**Problem description**
All of the data that follows should be retyped exactly, please, except the pictures.

**Dataset excerpt**
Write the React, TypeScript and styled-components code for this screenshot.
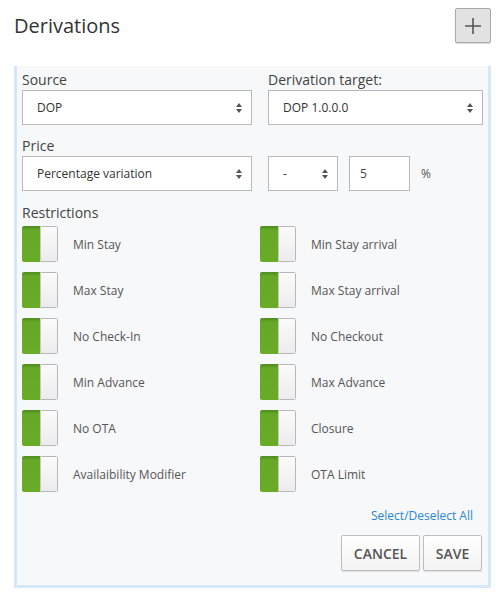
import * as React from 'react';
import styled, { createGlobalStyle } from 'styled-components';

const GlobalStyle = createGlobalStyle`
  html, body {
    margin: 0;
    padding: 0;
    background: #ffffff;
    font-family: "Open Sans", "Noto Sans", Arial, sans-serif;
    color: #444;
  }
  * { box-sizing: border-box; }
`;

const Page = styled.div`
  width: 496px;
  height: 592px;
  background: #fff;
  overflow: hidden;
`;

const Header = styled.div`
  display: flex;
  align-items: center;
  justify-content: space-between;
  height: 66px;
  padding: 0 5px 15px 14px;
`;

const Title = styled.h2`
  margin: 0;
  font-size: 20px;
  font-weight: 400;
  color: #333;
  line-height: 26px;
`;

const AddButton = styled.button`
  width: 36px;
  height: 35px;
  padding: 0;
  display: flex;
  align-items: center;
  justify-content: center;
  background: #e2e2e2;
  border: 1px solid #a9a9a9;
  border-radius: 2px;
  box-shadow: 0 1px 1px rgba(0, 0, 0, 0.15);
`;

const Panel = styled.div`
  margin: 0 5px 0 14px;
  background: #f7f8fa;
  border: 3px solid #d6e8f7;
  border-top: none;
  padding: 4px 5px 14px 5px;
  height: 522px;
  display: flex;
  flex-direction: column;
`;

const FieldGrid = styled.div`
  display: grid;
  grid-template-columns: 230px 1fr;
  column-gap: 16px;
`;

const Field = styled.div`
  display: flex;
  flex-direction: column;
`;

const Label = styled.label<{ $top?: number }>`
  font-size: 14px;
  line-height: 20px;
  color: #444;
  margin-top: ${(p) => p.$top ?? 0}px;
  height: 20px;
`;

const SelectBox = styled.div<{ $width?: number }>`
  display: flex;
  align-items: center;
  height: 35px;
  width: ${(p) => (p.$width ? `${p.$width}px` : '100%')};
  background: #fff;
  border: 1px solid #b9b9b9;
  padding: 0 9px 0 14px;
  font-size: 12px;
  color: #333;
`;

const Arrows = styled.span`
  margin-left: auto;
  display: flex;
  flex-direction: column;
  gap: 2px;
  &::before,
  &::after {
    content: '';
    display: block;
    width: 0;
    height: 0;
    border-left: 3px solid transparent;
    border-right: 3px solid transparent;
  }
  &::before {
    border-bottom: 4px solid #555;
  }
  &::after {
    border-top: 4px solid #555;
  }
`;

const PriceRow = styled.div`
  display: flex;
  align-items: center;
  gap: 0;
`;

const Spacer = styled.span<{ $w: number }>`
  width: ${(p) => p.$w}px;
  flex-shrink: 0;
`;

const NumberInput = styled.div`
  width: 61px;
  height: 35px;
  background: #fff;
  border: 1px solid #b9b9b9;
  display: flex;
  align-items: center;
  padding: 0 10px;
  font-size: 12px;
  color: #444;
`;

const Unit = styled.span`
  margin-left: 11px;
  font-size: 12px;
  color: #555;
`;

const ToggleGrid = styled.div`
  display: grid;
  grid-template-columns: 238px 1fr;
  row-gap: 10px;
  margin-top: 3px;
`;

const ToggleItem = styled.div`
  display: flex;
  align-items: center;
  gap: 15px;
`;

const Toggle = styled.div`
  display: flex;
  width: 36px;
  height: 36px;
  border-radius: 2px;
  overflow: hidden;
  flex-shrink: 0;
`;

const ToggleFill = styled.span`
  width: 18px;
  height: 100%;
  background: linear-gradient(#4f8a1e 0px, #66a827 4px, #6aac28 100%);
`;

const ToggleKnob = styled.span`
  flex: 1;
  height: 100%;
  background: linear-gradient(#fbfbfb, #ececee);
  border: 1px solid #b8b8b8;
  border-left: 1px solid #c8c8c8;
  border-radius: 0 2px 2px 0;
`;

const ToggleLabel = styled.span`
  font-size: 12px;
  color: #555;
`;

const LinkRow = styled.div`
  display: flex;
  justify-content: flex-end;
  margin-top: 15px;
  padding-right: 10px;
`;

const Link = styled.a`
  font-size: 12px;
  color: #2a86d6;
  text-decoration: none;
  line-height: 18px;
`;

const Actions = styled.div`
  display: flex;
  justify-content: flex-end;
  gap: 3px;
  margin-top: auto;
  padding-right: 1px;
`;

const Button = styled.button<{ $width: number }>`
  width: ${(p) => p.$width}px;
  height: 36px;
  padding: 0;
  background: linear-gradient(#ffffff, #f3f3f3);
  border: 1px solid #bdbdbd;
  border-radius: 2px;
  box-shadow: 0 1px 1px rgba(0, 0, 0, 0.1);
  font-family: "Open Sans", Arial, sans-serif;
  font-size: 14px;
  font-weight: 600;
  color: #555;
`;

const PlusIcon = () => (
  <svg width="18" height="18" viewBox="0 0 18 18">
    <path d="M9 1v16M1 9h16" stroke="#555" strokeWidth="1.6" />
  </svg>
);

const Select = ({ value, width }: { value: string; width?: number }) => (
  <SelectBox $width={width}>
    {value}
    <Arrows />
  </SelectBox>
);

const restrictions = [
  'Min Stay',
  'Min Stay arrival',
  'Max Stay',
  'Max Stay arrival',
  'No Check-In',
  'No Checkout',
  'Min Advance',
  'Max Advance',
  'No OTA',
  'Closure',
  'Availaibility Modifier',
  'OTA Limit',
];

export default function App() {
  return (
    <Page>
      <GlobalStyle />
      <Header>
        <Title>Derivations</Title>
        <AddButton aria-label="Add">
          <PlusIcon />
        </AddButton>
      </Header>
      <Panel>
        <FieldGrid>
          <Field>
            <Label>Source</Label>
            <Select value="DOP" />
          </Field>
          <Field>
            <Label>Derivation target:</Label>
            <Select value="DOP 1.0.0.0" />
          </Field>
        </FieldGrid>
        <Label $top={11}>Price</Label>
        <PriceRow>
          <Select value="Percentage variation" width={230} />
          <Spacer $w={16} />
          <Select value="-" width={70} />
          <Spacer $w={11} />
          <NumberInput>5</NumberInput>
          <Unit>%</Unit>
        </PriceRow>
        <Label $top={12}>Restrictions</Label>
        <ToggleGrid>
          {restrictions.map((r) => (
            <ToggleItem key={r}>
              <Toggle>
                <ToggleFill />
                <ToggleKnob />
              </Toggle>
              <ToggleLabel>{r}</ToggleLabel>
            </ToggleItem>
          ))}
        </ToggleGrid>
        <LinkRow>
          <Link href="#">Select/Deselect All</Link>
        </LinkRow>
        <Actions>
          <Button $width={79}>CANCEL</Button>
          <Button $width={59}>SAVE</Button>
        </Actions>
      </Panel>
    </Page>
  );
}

**Complete response**
Write the React, TypeScript and styled-components code for this screenshot.
import * as React from 'react';
import styled, { createGlobalStyle } from 'styled-components';

const GlobalStyle = createGlobalStyle`
  html, body {
    margin: 0;
    padding: 0;
    background: #ffffff;
    font-family: "Open Sans", "Noto Sans", Arial, sans-serif;
    color: #444;
  }
  * { box-sizing: border-box; }
`;

const Page = styled.div`
  width: 496px;
  height: 592px;
  background: #fff;
  overflow: hidden;
`;

const Header = styled.div`
  display: flex;
  align-items: center;
  justify-content: space-between;
  height: 66px;
  padding: 0 5px 15px 14px;
`;

const Title = styled.h2`
  margin: 0;
  font-size: 20px;
  font-weight: 400;
  color: #333;
  line-height: 26px;
`;

const AddButton = styled.button`
  width: 36px;
  height: 35px;
  padding: 0;
  display: flex;
  align-items: center;
  justify-content: center;
  background: #e2e2e2;
  border: 1px solid #a9a9a9;
  border-radius: 2px;
  box-shadow: 0 1px 1px rgba(0, 0, 0, 0.15);
`;

const Panel = styled.div`
  margin: 0 5px 0 14px;
  background: #f7f8fa;
  border: 3px solid #d6e8f7;
  border-top: none;
  padding: 4px 5px 14px 5px;
  height: 522px;
  display: flex;
  flex-direction: column;
`;

const FieldGrid = styled.div`
  display: grid;
  grid-template-columns: 230px 1fr;
  column-gap: 16px;
`;

const Field = styled.div`
  display: flex;
  flex-direction: column;
`;

const Label = styled.label<{ $top?: number }>`
  font-size: 14px;
  line-height: 20px;
  color: #444;
  margin-top: ${(p) => p.$top ?? 0}px;
  height: 20px;
`;

const SelectBox = styled.div<{ $width?: number }>`
  display: flex;
  align-items: center;
  height: 35px;
  width: ${(p) => (p.$width ? `${p.$width}px` : '100%')};
  background: #fff;
  border: 1px solid #b9b9b9;
  padding: 0 9px 0 14px;
  font-size: 12px;
  color: #333;
`;

const Arrows = styled.span`
  margin-left: auto;
  display: flex;
  flex-direction: column;
  gap: 2px;
  &::before,
  &::after {
    content: '';
    display: block;
    width: 0;
    height: 0;
    border-left: 3px solid transparent;
    border-right: 3px solid transparent;
  }
  &::before {
    border-bottom: 4px solid #555;
  }
  &::after {
    border-top: 4px solid #555;
  }
`;

const PriceRow = styled.div`
  display: flex;
  align-items: center;
  gap: 0;
`;

const Spacer = styled.span<{ $w: number }>`
  width: ${(p) => p.$w}px;
  flex-shrink: 0;
`;

const NumberInput = styled.div`
  width: 61px;
  height: 35px;
  background: #fff;
  border: 1px solid #b9b9b9;
  display: flex;
  align-items: center;
  padding: 0 10px;
  font-size: 12px;
  color: #444;
`;

const Unit = styled.span`
  margin-left: 11px;
  font-size: 12px;
  color: #555;
`;

const ToggleGrid = styled.div`
  display: grid;
  grid-template-columns: 238px 1fr;
  row-gap: 10px;
  margin-top: 3px;
`;

const ToggleItem = styled.div`
  display: flex;
  align-items: center;
  gap: 15px;
`;

const Toggle = styled.div`
  display: flex;
  width: 36px;
  height: 36px;
  border-radius: 2px;
  overflow: hidden;
  flex-shrink: 0;
`;

const ToggleFill = styled.span`
  width: 18px;
  height: 100%;
  background: linear-gradient(#4f8a1e 0px, #66a827 4px, #6aac28 100%);
`;

const ToggleKnob = styled.span`
  flex: 1;
  height: 100%;
  background: linear-gradient(#fbfbfb, #ececee);
  border: 1px solid #b8b8b8;
  border-left: 1px solid #c8c8c8;
  border-radius: 0 2px 2px 0;
`;

const ToggleLabel = styled.span`
  font-size: 12px;
  color: #555;
`;

const LinkRow = styled.div`
  display: flex;
  justify-content: flex-end;
  margin-top: 15px;
  padding-right: 10px;
`;

const Link = styled.a`
  font-size: 12px;
  color: #2a86d6;
  text-decoration: none;
  line-height: 18px;
`;

const Actions = styled.div`
  display: flex;
  justify-content: flex-end;
  gap: 3px;
  margin-top: auto;
  padding-right: 1px;
`;

const Button = styled.button<{ $width: number }>`
  width: ${(p) => p.$width}px;
  height: 36px;
  padding: 0;
  background: linear-gradient(#ffffff, #f3f3f3);
  border: 1px solid #bdbdbd;
  border-radius: 2px;
  box-shadow: 0 1px 1px rgba(0, 0, 0, 0.1);
  font-family: "Open Sans", Arial, sans-serif;
  font-size: 14px;
  font-weight: 600;
  color: #555;
`;

const PlusIcon = () => (
  <svg width="18" height="18" viewBox="0 0 18 18">
    <path d="M9 1v16M1 9h16" stroke="#555" strokeWidth="1.6" />
  </svg>
);

const Select = ({ value, width }: { value: string; width?: number }) => (
  <SelectBox $width={width}>
    {value}
    <Arrows />
  </SelectBox>
);

const restrictions = [
  'Min Stay',
  'Min Stay arrival',
  'Max Stay',
  'Max Stay arrival',
  'No Check-In',
  'No Checkout',
  'Min Advance',
  'Max Advance',
  'No OTA',
  'Closure',
  'Availaibility Modifier',
  'OTA Limit',
];

export default function App() {
  return (
    <Page>
      <GlobalStyle />
      <Header>
        <Title>Derivations</Title>
        <AddButton aria-label="Add">
          <PlusIcon />
        </AddButton>
      </Header>
      <Panel>
        <FieldGrid>
          <Field>
            <Label>Source</Label>
            <Select value="DOP" />
          </Field>
          <Field>
            <Label>Derivation target:</Label>
            <Select value="DOP 1.0.0.0" />
          </Field>
        </FieldGrid>
        <Label $top={11}>Price</Label>
        <PriceRow>
          <Select value="Percentage variation" width={230} />
          <Spacer $w={16} />
          <Select value="-" width={70} />
          <Spacer $w={11} />
          <NumberInput>5</NumberInput>
          <Unit>%</Unit>
        </PriceRow>
        <Label $top={12}>Restrictions</Label>
        <ToggleGrid>
          {restrictions.map((r) => (
            <ToggleItem key={r}>
              <Toggle>
                <ToggleFill />
                <ToggleKnob />
              </Toggle>
              <ToggleLabel>{r}</ToggleLabel>
            </ToggleItem>
          ))}
        </ToggleGrid>
        <LinkRow>
          <Link href="#">Select/Deselect All</Link>
        </LinkRow>
        <Actions>
          <Button $width={79}>CANCEL</Button>
          <Button $width={59}>SAVE</Button>
        </Actions>
      </Panel>
    </Page>
  );
}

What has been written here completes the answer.